Iskandar Investment Berhad
- Formerly: South Johor Investment Corporation Berhad
- Type: Private Limited Company
- Founded: November 2006
- Headquarters: Medini Iskandar, Iskandar Malaysia, Johor, Malaysia
- Key people: Dato' Idzham Mohd Hashim, President/CEO
- Website: www.iskandarinvestment.com

= Iskandar Investment Berhad =

Iskandar Investment Berhad (Malay: Syarikat Permodalan Iskandar), or IIB, is a corporate entity providing investment capital to the development corridor of Iskandar Malaysia, in South Johor at the tip of the Malay Peninsula. It was formed on 2 November 2006 as South Johor Investment Corporation Berhad. IIB focuses on Iskandar Puteri (previously known as Nusajaya) or Flagship Zone B. A Heads of Agreement was signed to form a new company to drive the development of catalyst projects (previously referred to as a "super developer"). The Iskandar Investment shareholding structure is as follows: Khazanah Nasional (60%), EPF (20%) and Kumpulan Prasarana Rakyat Johor Berhad (KPRJ) (20%), a company wholly owned by the Johor State Government. The definitive agreements were signed on 19 December 2006 and completed in May 2007.

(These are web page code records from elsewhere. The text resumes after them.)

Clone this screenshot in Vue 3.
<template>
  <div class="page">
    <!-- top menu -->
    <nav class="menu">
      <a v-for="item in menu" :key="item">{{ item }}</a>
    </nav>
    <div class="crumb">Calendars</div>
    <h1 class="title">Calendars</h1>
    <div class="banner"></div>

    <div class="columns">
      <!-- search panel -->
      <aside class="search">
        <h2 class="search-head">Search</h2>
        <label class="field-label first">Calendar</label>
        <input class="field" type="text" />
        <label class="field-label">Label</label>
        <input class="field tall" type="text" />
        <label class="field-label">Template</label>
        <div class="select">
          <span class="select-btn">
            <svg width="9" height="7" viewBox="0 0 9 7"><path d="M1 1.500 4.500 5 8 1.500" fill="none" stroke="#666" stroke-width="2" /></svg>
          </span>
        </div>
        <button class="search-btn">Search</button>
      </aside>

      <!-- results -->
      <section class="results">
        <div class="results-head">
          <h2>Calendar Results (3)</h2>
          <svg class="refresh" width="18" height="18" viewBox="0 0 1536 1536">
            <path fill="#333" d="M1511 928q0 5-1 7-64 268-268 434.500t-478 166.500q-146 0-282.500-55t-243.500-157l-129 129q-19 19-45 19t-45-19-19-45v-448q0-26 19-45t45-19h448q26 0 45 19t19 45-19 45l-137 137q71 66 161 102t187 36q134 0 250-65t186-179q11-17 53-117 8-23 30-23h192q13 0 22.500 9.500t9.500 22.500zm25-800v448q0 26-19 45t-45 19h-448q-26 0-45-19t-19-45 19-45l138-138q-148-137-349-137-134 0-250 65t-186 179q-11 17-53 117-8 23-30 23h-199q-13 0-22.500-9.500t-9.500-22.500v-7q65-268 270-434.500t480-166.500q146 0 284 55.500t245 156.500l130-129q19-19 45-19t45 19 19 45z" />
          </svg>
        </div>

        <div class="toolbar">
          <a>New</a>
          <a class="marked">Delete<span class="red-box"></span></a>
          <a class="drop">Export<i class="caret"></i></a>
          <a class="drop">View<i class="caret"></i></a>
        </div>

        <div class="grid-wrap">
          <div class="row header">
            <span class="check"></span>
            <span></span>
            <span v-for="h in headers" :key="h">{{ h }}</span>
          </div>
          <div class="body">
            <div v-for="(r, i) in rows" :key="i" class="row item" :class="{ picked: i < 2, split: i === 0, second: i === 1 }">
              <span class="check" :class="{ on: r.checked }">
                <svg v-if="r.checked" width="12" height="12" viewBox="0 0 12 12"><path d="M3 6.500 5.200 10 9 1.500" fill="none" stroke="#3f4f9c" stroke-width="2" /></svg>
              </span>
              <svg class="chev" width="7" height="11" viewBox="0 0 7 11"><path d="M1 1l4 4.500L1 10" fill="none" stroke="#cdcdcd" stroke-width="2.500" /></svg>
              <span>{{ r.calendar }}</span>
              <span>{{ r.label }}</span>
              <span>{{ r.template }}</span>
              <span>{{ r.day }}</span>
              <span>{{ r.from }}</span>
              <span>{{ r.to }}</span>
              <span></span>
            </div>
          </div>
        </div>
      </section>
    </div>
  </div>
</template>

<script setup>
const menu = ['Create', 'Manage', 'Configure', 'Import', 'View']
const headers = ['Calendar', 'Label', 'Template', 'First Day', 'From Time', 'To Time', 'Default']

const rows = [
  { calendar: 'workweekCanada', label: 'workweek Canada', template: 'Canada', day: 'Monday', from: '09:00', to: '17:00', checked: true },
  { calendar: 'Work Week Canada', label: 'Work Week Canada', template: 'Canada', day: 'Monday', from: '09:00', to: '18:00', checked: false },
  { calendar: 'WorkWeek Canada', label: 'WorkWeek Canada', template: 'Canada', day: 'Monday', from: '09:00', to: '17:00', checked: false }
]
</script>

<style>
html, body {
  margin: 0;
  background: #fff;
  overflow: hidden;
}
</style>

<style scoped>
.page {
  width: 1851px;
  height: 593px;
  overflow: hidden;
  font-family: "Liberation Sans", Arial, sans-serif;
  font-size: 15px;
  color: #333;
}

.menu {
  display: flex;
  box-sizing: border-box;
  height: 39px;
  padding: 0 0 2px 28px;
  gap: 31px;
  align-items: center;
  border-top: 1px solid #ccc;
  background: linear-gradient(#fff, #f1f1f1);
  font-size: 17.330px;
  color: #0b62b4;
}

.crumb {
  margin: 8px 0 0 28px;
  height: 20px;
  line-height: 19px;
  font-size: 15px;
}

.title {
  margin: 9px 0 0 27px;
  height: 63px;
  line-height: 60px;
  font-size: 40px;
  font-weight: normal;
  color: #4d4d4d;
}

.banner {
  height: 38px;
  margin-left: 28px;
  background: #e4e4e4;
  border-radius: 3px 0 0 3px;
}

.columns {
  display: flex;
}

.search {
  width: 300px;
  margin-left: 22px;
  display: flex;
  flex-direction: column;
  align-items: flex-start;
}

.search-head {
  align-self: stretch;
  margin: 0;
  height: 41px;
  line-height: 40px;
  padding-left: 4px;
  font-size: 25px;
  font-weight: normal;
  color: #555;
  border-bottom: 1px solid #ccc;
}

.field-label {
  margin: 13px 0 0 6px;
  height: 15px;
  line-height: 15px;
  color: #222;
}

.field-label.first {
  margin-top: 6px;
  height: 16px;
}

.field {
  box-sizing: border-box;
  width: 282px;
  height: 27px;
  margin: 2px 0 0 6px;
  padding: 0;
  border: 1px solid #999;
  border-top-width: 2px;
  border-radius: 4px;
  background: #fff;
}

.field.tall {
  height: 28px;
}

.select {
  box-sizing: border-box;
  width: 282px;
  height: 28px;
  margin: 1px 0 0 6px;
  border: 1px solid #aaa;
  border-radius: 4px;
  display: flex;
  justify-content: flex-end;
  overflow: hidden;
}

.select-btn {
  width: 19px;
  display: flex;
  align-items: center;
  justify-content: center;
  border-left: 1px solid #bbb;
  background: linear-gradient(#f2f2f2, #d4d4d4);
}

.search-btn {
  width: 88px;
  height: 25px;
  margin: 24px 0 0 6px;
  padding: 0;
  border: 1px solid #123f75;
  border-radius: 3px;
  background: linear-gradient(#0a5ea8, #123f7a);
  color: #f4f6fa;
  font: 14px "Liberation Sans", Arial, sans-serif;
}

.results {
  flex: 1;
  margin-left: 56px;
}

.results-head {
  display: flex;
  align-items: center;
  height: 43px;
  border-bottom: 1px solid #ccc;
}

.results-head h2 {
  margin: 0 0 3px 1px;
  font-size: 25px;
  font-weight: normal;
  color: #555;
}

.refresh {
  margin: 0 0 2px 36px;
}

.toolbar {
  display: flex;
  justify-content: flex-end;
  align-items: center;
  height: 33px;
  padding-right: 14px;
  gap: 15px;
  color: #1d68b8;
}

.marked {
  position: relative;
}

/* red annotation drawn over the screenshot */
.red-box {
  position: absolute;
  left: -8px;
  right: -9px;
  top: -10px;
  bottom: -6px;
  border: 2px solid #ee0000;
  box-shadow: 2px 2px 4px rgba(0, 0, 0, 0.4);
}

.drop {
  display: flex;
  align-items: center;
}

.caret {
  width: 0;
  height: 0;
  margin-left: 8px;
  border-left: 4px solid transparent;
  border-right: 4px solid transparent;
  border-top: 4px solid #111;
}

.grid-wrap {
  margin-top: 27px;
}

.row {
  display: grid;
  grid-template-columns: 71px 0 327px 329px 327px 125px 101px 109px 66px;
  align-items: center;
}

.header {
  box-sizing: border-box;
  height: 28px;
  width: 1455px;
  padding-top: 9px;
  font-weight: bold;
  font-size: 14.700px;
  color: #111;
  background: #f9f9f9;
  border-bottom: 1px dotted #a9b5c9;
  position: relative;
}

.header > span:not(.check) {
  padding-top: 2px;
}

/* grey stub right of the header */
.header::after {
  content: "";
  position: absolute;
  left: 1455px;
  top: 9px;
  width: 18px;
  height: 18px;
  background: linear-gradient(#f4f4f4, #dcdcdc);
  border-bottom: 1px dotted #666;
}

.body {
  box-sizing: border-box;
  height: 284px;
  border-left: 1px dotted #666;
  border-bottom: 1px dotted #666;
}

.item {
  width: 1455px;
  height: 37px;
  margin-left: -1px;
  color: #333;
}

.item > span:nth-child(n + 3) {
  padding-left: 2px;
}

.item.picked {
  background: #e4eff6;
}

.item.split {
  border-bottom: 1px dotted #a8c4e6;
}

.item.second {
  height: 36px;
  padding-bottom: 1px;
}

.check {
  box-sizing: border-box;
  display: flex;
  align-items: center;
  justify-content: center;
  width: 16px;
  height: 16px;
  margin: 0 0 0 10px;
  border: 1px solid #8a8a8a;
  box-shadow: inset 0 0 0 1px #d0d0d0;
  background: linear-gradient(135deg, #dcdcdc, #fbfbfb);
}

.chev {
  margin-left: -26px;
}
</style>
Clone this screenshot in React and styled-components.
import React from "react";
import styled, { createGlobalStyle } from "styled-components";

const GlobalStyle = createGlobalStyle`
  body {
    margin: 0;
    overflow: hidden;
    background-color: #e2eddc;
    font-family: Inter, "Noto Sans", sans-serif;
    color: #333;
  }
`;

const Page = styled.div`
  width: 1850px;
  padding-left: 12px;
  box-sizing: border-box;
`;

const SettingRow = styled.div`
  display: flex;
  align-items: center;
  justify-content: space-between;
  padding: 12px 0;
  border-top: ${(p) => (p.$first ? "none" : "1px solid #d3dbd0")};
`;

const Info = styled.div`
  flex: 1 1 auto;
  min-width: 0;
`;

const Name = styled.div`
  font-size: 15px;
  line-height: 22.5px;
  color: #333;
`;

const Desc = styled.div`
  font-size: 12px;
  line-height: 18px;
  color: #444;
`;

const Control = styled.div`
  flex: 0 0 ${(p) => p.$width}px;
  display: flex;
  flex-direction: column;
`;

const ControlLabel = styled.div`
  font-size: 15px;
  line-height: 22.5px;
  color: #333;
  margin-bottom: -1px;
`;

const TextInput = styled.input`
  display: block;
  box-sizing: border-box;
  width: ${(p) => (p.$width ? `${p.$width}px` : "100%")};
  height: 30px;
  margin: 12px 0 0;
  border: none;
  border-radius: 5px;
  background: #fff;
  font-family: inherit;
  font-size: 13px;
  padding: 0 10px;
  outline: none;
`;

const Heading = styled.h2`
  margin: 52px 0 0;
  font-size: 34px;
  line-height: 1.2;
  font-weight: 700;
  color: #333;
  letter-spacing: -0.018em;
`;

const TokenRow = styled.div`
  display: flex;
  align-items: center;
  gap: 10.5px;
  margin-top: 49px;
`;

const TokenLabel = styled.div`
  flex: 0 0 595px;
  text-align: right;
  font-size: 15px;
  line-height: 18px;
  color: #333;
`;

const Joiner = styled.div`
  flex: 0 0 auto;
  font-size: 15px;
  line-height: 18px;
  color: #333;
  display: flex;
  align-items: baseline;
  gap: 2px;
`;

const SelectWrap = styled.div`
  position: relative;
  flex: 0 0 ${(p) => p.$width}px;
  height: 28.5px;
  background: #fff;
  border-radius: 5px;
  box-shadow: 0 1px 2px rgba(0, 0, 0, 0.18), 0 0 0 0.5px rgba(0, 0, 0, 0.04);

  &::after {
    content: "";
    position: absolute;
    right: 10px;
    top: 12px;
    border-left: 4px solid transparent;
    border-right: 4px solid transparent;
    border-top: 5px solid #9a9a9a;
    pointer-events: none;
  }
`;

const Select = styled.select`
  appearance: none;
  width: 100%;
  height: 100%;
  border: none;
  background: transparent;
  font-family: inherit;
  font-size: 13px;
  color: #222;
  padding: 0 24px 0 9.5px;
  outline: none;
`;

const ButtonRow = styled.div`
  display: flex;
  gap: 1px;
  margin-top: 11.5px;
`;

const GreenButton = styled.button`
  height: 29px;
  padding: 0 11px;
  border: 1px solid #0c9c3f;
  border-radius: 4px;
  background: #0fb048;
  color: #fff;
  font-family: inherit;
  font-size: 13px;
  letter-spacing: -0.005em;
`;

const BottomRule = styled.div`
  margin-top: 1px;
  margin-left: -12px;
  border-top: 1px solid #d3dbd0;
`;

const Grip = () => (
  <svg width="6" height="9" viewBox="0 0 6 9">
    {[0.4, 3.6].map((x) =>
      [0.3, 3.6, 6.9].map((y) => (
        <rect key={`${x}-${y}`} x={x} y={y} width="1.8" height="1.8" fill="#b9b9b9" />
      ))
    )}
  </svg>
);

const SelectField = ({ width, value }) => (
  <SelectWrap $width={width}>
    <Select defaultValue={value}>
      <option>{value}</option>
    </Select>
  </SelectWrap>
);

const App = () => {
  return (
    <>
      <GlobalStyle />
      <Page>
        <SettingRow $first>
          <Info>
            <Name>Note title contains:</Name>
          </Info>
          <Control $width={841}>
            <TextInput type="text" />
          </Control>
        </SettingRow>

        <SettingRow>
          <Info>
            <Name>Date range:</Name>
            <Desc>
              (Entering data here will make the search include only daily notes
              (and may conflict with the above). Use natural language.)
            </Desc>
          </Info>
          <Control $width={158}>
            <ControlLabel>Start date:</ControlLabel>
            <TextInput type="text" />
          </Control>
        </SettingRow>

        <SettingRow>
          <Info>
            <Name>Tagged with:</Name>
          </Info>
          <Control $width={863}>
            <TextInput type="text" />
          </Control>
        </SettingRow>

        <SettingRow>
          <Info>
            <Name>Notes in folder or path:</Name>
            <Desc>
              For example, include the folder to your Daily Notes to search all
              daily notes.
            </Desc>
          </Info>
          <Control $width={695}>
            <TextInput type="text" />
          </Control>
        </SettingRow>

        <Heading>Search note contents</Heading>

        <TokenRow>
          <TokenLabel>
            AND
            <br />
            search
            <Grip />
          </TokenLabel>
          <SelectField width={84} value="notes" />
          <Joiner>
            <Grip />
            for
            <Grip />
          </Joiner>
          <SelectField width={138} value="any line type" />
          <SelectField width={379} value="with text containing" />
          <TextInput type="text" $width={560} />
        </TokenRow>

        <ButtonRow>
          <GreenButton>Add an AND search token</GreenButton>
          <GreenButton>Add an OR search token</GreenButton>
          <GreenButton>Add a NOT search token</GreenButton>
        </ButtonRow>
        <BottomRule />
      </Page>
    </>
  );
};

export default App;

IIB was set up with total assets worth approximately RM3.4bn of land and cash on the outset. It was also set up to own a significant land bank in South Johor through various subsidiaries and joint venture companies. Syed Mohamed Syed Ibrahim was appointed as the president and CEO of Iskandar Investment Berhad.

IIB was slated to lead the implementation of various strategic and catalyst Iskandar Malaysia initiatives, including implementing of some of the major Ninth Malaysia Plan projects within the Iskandar Malaysia development corridor, through various Special Purpose Vehicles and partnerships with the private sector. It does this through investing in selected strategic initiatives in joint ventures or contribution of land either through sale or lease, or through granting of a concession or development rights.